2:22 PM EST, February 17, 2024
It was the ancient Romans who then mixed ground mustard seeds with unfermented grape juice, establishing the origins of mustard. Over time, the ingredient list expanded. "De re coquinaria," a cookbook penned around the turn of the 4th and 5th century, included a sauce recipe containing ground mustard, pepper, caraway, lovage, thyme, onion, honey, vinegar, and fish sauce.
The 10th century marked mustard's introduction to France, with monks from the Parisian monastery of Saint-Germain-des-Prés pioneering its production. Eventually, Dijon became the mustard capital.
Today, mustard is cherished worldwide, often serving as a condiment for cold and hot meats. It's also a popular ingredient in sauces, vinaigrettes, and marinades. In countries like Belgium and the Netherlands, mustard soup is a crowd favourite. While various mustard types are readily available in stores, you can prepare them easily at home, particularly in the forest variant.
Nutritional values of mustard
The essence of mustard, defining its taste and aroma, is derived from its seeds. To create a forest sauce, it's advisable to use seeds from the cruciferous white mustard plant, a lesser-known family member of cabbage, cauliflower, or kohlrabi.
Despite their small size, these seeds pack an impressive nutritional punch. White mustard aids digestive system regulation by significantly boosting saliva production essential for digestion. The seeds are also rich in iron, magnesium, and selenium, contributing to the immune system's functionality. In addition to their antifungal properties, they alleviate muscle spasms, treat joint pain, support heart health, and even counteract bad breath.
Furthermore, white mustard supports metabolism, assisting in protein synthesis and fat and carbohydrate processing. It effectively detoxifies the body and strengthens bones and teeth.
How to prepare forest mustard
A valuable ingredient of forest mustard is pine oil. Though sometimes available at health food stores, it can easily be prepared at home. The ideal timing would be late spring, during May or early June, when young pine shoots are still laden with scales and resin.

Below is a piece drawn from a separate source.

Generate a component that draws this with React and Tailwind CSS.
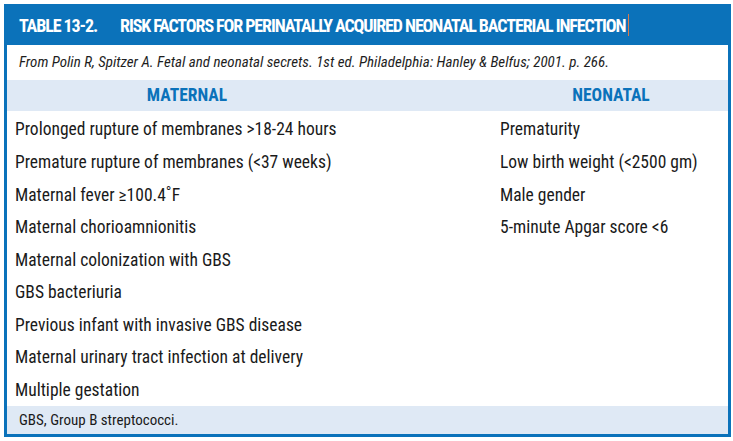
const maternal = [
  "Prolonged rupture of membranes >18-24 hours",
  "Premature rupture of membranes (<37 weeks)",
  "Maternal fever \u2265100.4\u02DAF",
  "Maternal chorioamnionitis",
  "Maternal colonization with GBS",
  "GBS bacteriuria",
  "Previous infant with invasive GBS disease",
  "Maternal urinary tract infection at delivery",
  "Multiple gestation",
];

const neonatal = [
  "Prematurity",
  "Low birth weight (<2500 gm)",
  "Male gender",
  "5-minute Apgar score <6",
];

export default function App() {
  const rows = maternal.map((m, i) => [m, neonatal[i] || ""]);

  return (
    <div
      className="w-[733px] h-[441px] bg-white p-[4px] pr-[2px]"
      style={{ fontFamily: '"Roboto Condensed", Roboto, "Liberation Sans", Arial, sans-serif' }}
    >
      <div className="h-[433px] border-[3px] border-t-0 border-[#0b72ba] flex flex-col">
        {/* title bar */}
        <div className="h-[42px] bg-[#0b72ba] flex items-center pl-[12px] pt-[1px] text-white font-bold text-[18px] tracking-[-1.1px] whitespace-nowrap">
          <span>TABLE 13-2.</span>
          <span className="ml-[23px]">RISK FACTORS FOR PERINATALLY ACQUIRED NEONATAL BACTERIAL INFECTION</span>
          <span className="w-px h-[22px] bg-[#d97a4a] ml-[2px]"></span>
        </div>

        {/* source */}
        <div className="h-[35px] flex items-center pl-[12px] text-[15px] italic text-[#1e1e1e]">
          From Polin R, Spitzer A. Fetal and neonatal secrets. 1st ed. Philadelphia: Hanley &amp; Belfus; 2001. p. 266.
        </div>

        {/* column heads */}
        <div className="h-[32px] bg-[#dfe9f5] grid grid-cols-[483px_1fr] items-center text-[#0b72ba] font-bold text-[17.5px]">
          <div className="w-[360px] text-center">MATERNAL</div>
          <div className="text-center pl-[4px]">NEONATAL</div>
        </div>

        {/* body */}
        <div className="flex-1 flex flex-col pt-[2px] text-[17.5px] text-[#1a1a1a]">
          {rows.map(([m, n], i) => (
            <div key={i} className="h-[32.6px] grid grid-cols-[483px_1fr] items-center">
              <div className="pl-[8px]">{m}</div>
              <div className="pl-[10px]">{n}</div>
            </div>
          ))}
        </div>

        {/* footnote */}
        <div className="h-[28px] bg-[#dfe9f5] flex items-center pl-[12px] text-[15px] text-[#1a1a1a]">
          GBS, Group B streptococci.
        </div>
      </div>
    </div>
  );
}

Begin by placing a handful of the fresh shoots into a jar; add oil, preferably rapeseed or sunflower, ensuring the buds are fully immersed – about half a litre should suffice. After securely closing the jar, leave it in a warm, sunny location, gently shaking its contents occasionally. After approximately a month, the oil should assume a distinctive forest taste and aroma.
You'll need 12 tablespoons of white mustard seeds to prepare your mustard. Place these in a jar, cover them with boiled water, and let them sit overnight. The next day, drain the seeds and grind them in a mortar until the desired consistency is achieved. Continue crushing as you add 2 tablespoons of wine vinegar and 2 tablespoons of honey, preferably heather honey. Season with salt and pepper and enrich with your choice of herbs, such as marjoram. Gradually combine with the pine oil. Transition to a blender for the final mixing stage, if wished.
Transfer the resultant mustard into a jar and refrigerate for a few hours, allowing the flavours to integrate fully.